If Cookson was already concerned that no test events could get done before the news of Tecnosolo’s bankruptcy broke, this is not a good sign for track events. The first races are scheduled to take place on August 11, and all the noise about how the building is near 90 percent complete seems more like obfuscation rather than an accurate estimate.
Best case scenario, they find the right Siberian lumber, the track actually gets built, works for the five total days of Olympic racing, and sparks a track cycling renaissance in South America, as organizers have waxed on about.
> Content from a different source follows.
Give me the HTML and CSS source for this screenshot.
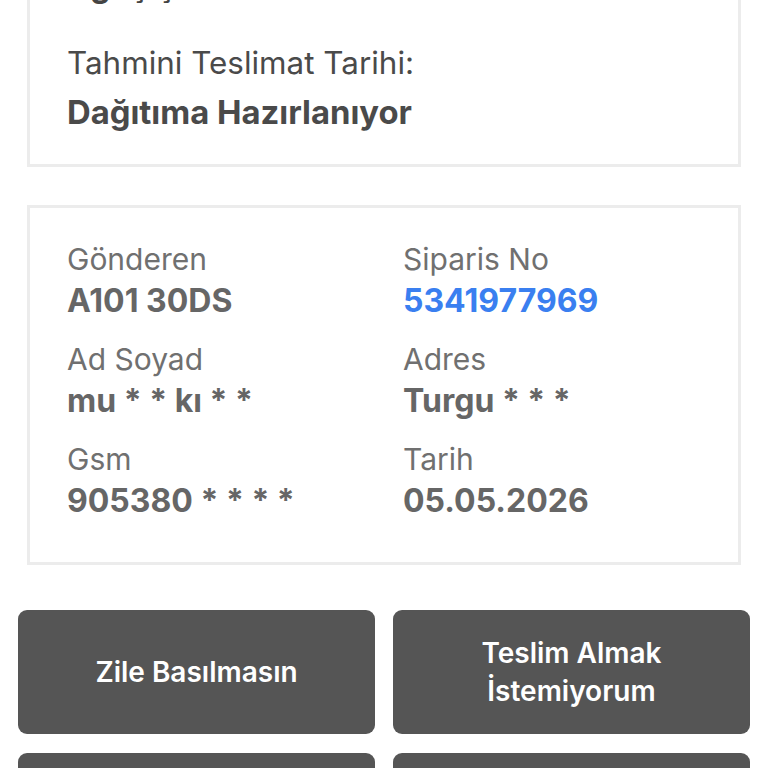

But given all we know about the short lives and long deaths of expensive Olympic venues, this velodrome looks more like a $43 million (at least) white whale than anything else.
This is the great lie of the Olympics as civic regenerators laid bare: Rio de Janeiro doesn’t have the resources or organization to get a stadium ready for five days of relatively obscure bike racing, and even if they do get their shit together, they’ll still have paid $43 million for a freaking velodrome as the country slides into a depression.